Usually the first thing done when home selling is to contact a Real Estate Agent and sign a listing agreement for the Agent to help you in the home selling process in exchange for a commission. Once a potential Buyer is found, your Real estate Agent will present you with a Real estate Contract containing an offer for the property, already signed by the Buyer. You can accept the offer as written, reject it completely, or make a counter-offer to the potential Buyer. Your Real estate Agent will be helpful in assisting you with these decisions, and it is a good idea to get an attorney to review the Contract before you finally sign it.
After you have signed a Real estate Contract with the Buyer, you should immediately notify your attorney at Kane, Hartley & Kane, P.C, that you are selling your home.  We will then begin to prepare for the closing. Your attorney, assisted by a paralegal will:

Prepare and draft the Warranty Deed by which you will be selling your home to the Buyer
Submit the Warranty Deed to the Buyer’s attorney for approval prior to the closing
Prepare necessary Conveyance Tax Returns required by the State of Connecticut and the town
Order payoff statements for any mortgages or liens covering your property
Calculate adjustments for prepaid items, such as real estate taxes and assessments, water and sewer use, and fuel oil
Deduct state and local transfer taxes, payoff amounts of your mortgage(s), as well as your attorney’s fees and Real Estate Agent commissions, from the proceeds you receive at closing.
Attend the closing with you to assure that everything goes as smoothly as possible in the home selling process.

A few days before the Closing, you will receive a detailed itemization of the various adjustments and disbursements that will be made at Closing, so that you will know the exact amount of money to expect at the Closing.

The “Closing” is a meeting, usually held at the Buyer’s attorney’s office, where you deliver the deed to your property to the Buyer, in exchange for the sale proceeds. The Real Estate Agents, your attorney, and any mortgage loans being repaid are all paid out of the sale proceeds. At the Closing, your Real Estate attorney will be present to discuss any last minute issues and review and oversee the execution of documents and make arrangements for disbursements of the sale proceeds. It is the final step in the home selling process.
It is usually expected that all parties attend the Closing so that any problems that may occur are appropriately addressed. It is not unusual for the sellers not to attend.  As a seller, you may be selling your home and buying somewhere else.   You can pre- sign the closing documents and give a power of attorney to the lawyer representing you.

The largest expense when selling your home is usually a real estate broker’s fee which is usually 5% to 6% of the sales price. Rates cannot exceed 6% for residential closings, and are negotiable at the time a Seller enters into a listing agreement with a real estate agent. The Seller also has to pay a conveyance tax to the State of Connecticut equal to ½% (except when the property is worth more than $800,000.00 or when it is a commercial type of real estate). There is also a town tax of ¼%, although some towns are allowed to collect ½% as well.. Typically attorney’s fees range from $700.00 to $1,000.00. There will also be small recording fees.

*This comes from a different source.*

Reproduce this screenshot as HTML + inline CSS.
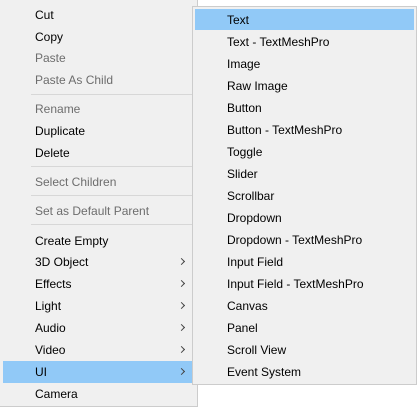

At the Closing, you as Seller will be asked to sign a sworn statement to the effect that no one has a right to any mechanic’s liens upon the property (this would be someone who has provided construction materials or services to the property within the last 90 days and has not been paid in full). In this document, you also provide assurances that there are no tenants with rights to possession of the property, and you disclose any common driveway, boundary disputes, encroachments, and the existence of any other facts which may cause a title issue. The document also states that no improvements have been made to the home without obtaining any necessary permits.  It is very important to disclose the existence of any such facts to your attorney as early in the process as possible, so that your attorney has time to attempt to remedy those issues prior to closing.
Ideally, when doing a purchase and sale, you should be home selling in the morning and purchasing your new home with the proceeds from the sale later that same day. An attorney working with the client will make sure that this happens in this sequence, if possible. Typically, a Seller gives occupancy to the Buyer at the time of closing. However, in some instances, the Seller cannot give occupancy to the Buyer (because their new home may not be ready for them to move in to). Under those circumstances, a use and occupancy agreement is entered into between the Buyer and the Seller at time of closing whereby a set date is established for the Seller to move out of their new home while paying a per diem charge to the Buyer, typically based on the carrying charges of the Buyer. In a typical use and occupancy agreement, there is an escrow provided and a penalty provided in the event the Seller does not vacate the home at the agreed upon date.
Immediately after your closing, your attorney will send to your mortgage lender(s), by overnight courier, the required amounts to pay off any mortgage(s) that you had on your home. Following receipt of the funds, the mortgage lender(s) are required to provide a Release of Mortgage for each loan. Your attorney will be responsible to file the Release(s) of Mortgage on the land records for each loan upon receipt.